You Cannot Kill David Arquette (2020)
Directed by David Darg and Price James
David Arquette cannot be killed, but not for lack of trying. Only a year after having a heart attack, the 47-year-old actor made the extraordinary transition to professional wrestling. The rational is complicated, and to understand it you have to go back twenty years. In 2000, Arquette was handed the WCW world heavyweight championship as a promotion for his wrestling movie “Ready to Rumble.” It made him a persona non grata in the wrestling community, who shunned the Hollywood celebrity for breaking the rules like a ringside table and pulling strings in order to “defeat” the grizzled veterans of the sport. He didn’t earn the title, fans will argue. Arquette says he never actually wanted the belt—but he had a contract and a publicist who disagreed. And in 2018, he committed himself to putting in the time and effort to make a legitimate comeback in the sport.
“You Cannot Kill David Arquette” is a documentary that sometimes feels like a mockumentary, like something Ben Berman (“The Amazing Jonathan Documentary”) would have been behind. Arquette really humbles himself, starting with a backyard wrestling match with ten people in the audience; moving to Mexican street wrestling (look it up) where he earns pocket change from people stopped at red lights; and then finally getting some traction and fighting for 10,000 fans. It’s a really compelling redemption story, like a real-life version of “The Wrestler” (the fact that Arquette’s heart problems are very real make the comparison especially apt). Arquette is a thoughtful, introspective subject, too, and you can tell he’s really passionate about this. I would say he’s acting, but I know he’s not this good of an actor. “You Cannot Kill David Arquette” might be, at least partly, a vanity project whose mission is to reenter Arquette into the public eye…but honestly, it might just do that.

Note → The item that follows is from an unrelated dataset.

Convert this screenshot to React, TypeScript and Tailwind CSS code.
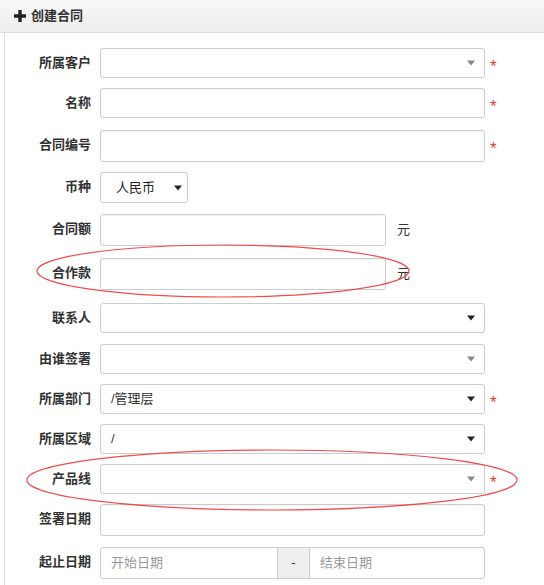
import React from "react";

const font = { fontFamily: '"Liberation Sans", "Noto Sans CJK SC", sans-serif' };

function Caret({ muted, tight }: { muted?: boolean; tight?: boolean }) {
  return (
    <span
      className={
        "absolute top-1/2 -translate-y-1/2 h-0 w-0 border-x-[4px] border-t-[5px] border-x-transparent " +
        (tight ? "right-[5px] " : "right-[9px] ") +
        (muted ? "border-t-[#888]" : "border-t-[#222]")
      }
    />
  );
}

function Star() {
  return <span className="ml-[5px] text-[17px] leading-none text-[#e4393c] pt-[10px]">*</span>;
}

function Field({ value, placeholder, h = 32 }: { value?: string; placeholder?: string; h?: number }) {
  return (
    <div
      className={
        "flex-1 flex items-center rounded-[3px] border border-[#ccc] bg-white px-[10px] text-[13px] text-[#333] shadow-[inset_0_1px_1px_rgba(0,0,0,0.05)] " +
        (h === 30 ? "h-[30px]" : "h-[32px]")
      }
    >
      {value ? value : <span className="text-[#999]">{placeholder}</span>}
    </div>
  );
}

function Select({ value, muted }: { value?: string; muted?: boolean }) {
  return (
    <div className="relative flex-1 flex items-center h-[30px] rounded-[3px] border border-[#ccc] bg-white pl-[10px] text-[13px] text-[#333]">
      {value}
      <Caret muted={muted} />
    </div>
  );
}

function Row({ label, children }: { label: string; children: React.ReactNode }) {
  return (
    <>
      <div className="w-[91px] shrink-0 h-[30px] flex items-center justify-end text-[13px] font-bold text-[#333]">
        {label}
      </div>
      <div className="ml-[9px] flex items-start w-[385px]">{children}</div>
    </>
  );
}

function Yuan() {
  return (
    <div className="flex items-center w-full">
      <div className="w-[286px] flex">
        <Field />
      </div>
      <span className="ml-[11px] text-[13px] text-[#333]">元</span>
    </div>
  );
}

export default function App() {
  return (
    <div className="relative w-[544px] h-[585px] overflow-hidden bg-white" style={font}>
      <div className="h-[33px] flex items-center gap-[5px] pl-[14px] border-b border-[#ddd] bg-gradient-to-b from-[#f8f8f8] to-[#ececec] text-[13px] font-bold text-[#333]">
        <svg width="12" height="12" viewBox="0 0 12 12">
          <path d="M4.3 0h3.4v4.3H12v3.4H7.7V12H4.3V7.7H0V4.3h4.3z" fill="#222" />
        </svg>
        <span>创建合同</span>
      </div>

      <div className="ml-[4px] border-l border-[#ddd] h-[552px] pt-[15px]">
        <div className="flex flex-col -ml-[5px]">
          <div className="flex items-start h-[40px]">
            <Row label="所属客户">
              <Select muted />
            </Row>
            <Star />
          </div>
          <div className="flex items-start h-[42px]">
            <Row label="名称">
              <Field h={30} />
            </Row>
            <Star />
          </div>
          <div className="flex items-start h-[42px]">
            <Row label="合同编号">
              <Field />
            </Row>
            <Star />
          </div>
          <div className="flex items-start h-[42px]">
            <Row label="币种">
              <div className="relative w-[88px] h-[31px] flex items-center rounded-[3px] border border-[#ccc] bg-white pl-[15px] text-[13px] text-[#222]">
                人民币
                <Caret tight />
              </div>
            </Row>
          </div>
          <div className="flex items-start h-[44px]">
            <Row label="合同额">
              <Yuan />
            </Row>
          </div>
          <div className="flex items-start h-[45px]">
            <Row label="合作款">
              <Yuan />
            </Row>
          </div>
          <div className="flex items-start h-[41px]">
            <Row label="联系人">
              <Select />
            </Row>
          </div>
          <div className="flex items-start h-[40px]">
            <Row label="由谁签署">
              <Select muted />
            </Row>
          </div>
          <div className="flex items-start h-[40px]">
            <Row label="所属部门">
              <Select value="/管理层" />
            </Row>
            <Star />
          </div>
          <div className="flex items-start h-[40px]">
            <Row label="所属区域">
              <Select value="/" />
            </Row>
          </div>
          <div className="flex items-start h-[40px]">
            <Row label="产品线">
              <Select muted />
            </Row>
            <Star />
          </div>
          <div className="flex items-start h-[43px]">
            <Row label="签署日期">
              <Field />
            </Row>
          </div>
          <div className="flex items-start h-[40px]">
            <Row label="起止日期">
              <div className="flex w-full h-[32px] text-[13px]">
                <div className="w-[178px] flex items-center rounded-l-[3px] border border-[#ccc] px-[10px] text-[#999]">开始日期</div>
                <div className="w-[31px] flex items-center justify-center border-y border-[#ccc] bg-[#eee] text-[#333]">-</div>
                <div className="flex-1 flex items-center rounded-r-[3px] border border-[#ccc] px-[10px] text-[#999]">结束日期</div>
              </div>
            </Row>
          </div>
        </div>
      </div>

      <svg className="pointer-events-none absolute left-0 top-0" width="544" height="585">
        <ellipse cx="223" cy="271" rx="186" ry="26" fill="none" stroke="#f24b4b" strokeWidth="1.2" />
        <ellipse cx="272" cy="480" rx="245" ry="30" fill="none" stroke="#f24b4b" strokeWidth="1.2" />
      </svg>
    </div>
  );
}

I saw David Arquette sit on a “Scream” panel at a convention last year (right in the middle of his wrestling comeback, unbeknownst to me), and he’s one of the most genuinely fun celebrities I’ve ever seen live. Most of the actors whose careers have slipped so far that they’d show up in a convention center in Indianapolis aren’t especially happy to be there, but it looked like Arquette was enjoying himself. So for me, Arquette is the perfect person to film for a documentary. It’s just fun to see him having fun. But the doc also examines some darker moments, like his history of depression and alcohol abuse, a couple of fights that legitimately get out of hand (one widely publicized fight ended with a trip to the ER), and the fact that his second wife doesn’t love the idea of the father of three risking his life to feel accepted by a community of wrestling fans. I’m not sure how I would have felt if the idea for this documentary had been pitched to me, but I was pleasantly surprised by the execution.